When the DVG goes to Czechoslovakia to
make Pravda (1969) or Italy in Lotte in Italia (1969) they are
travelling to engage with international social movements while creating films
that attests to this radical spirit. Their Marx infused method aims for the
revolutionary seizure of power and their tactics called for an organized
movement. Some of their championed causes included the workers movements, civil
rights and third world struggles. A goal of the DVG was to highlight protest,
which the media was not covering, along with to democratize the filmmaking
apparatus by allowing the workers and strikers to make their own films. The
group is generally credited to have made nine full films: Un Film comme les autres (1968), British Sounds (1969), Pravda,
Le Vent d'est, Lotte in Italia, Jusqu'à la
victoire (1970), Vladimir et Rosa
(1971), Tout va bien (1972), and Letter to Jane (1972).
The group was in activity up to 1972 and
they disbanded after the pair films Tout
va bien, about a manifestation at work meat factory and how it was reported
in the news, and Letter to Jane, a gauchiste critique of the Tout va bien American star Jane Fonda
and her liberal humanitarian activism for the anti-Vietnam War movement. The films
of the DVG are famous stylistically for their aesthetic techniques that include
a Brechtian form, a Marxist ideology and lack of personal authorship. Quite a
few of the films remained unfinished or were denied the right to be projected. If
by pushing cinema, which at its roots is an industrial narrative art-form that
is most regularly identified with the Hollywood factory, towards politics the DVG
and Cahiers were proposing a radical
break with its tradition and instead the pursuit in uncharted territories of a
new political cinema.
The DVG film about the Palestine
Liberation Organization Jusqu'à la
victoire could not be completed by the group so Godard and Melville would
later make from the material Ici et
ailleurs (1974).
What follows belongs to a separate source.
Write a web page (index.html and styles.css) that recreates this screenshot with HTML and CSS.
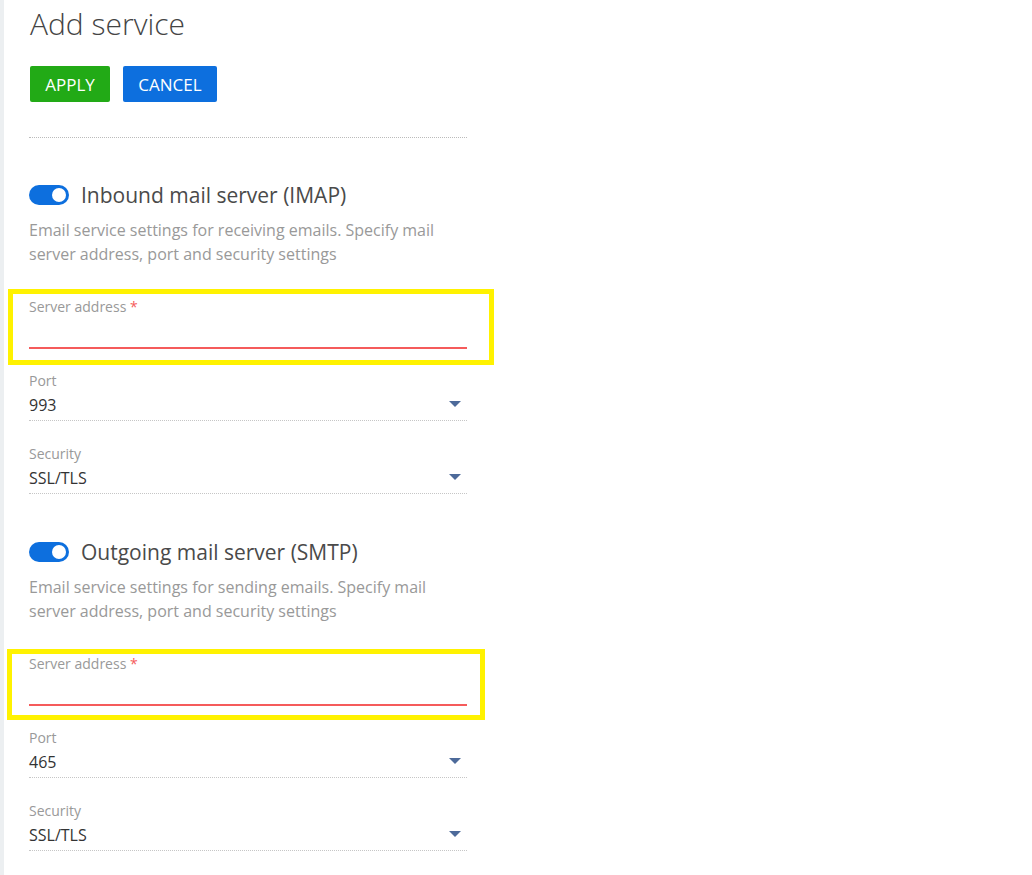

Godard and Melville would go on to create other works on
video, which includes Numéro deux
(1975), France/tour/détour/deux/enfants
(1977), Comment ça va? (1978), as
well as some short-films, documentaries and other miscellaneous videos. After
this Godard’s return to more traditional fiction films was first with Sauve qui peut (la vie) (1980), which
was the first of a series of films marked with autobiographical currents. The
other films include Passion (1982), Lettre à Freddy Buache (1982), Prénom Carmen (1984), Détective (1985), and Grandeur et décadence d'un petit commerce de
cinéma (1986). These films were also controversial and Godard was never a
director to receive unanimous praise – for example, see the negative critiques
on his films from the Positif
throughout his entire career – and some of his films like Je vous salue, Marie (1985) would condemned by the Catholic Church
for alleged heresy. In this period Godard also adapted King Lear (1987), which became an extraordinary and freewheeling mediation
on William Shakespeare and language.
Godard, Capitalism and
Woody Allen
In Anne-Marie Miéville’s Nous sommes tous encore ici (1997)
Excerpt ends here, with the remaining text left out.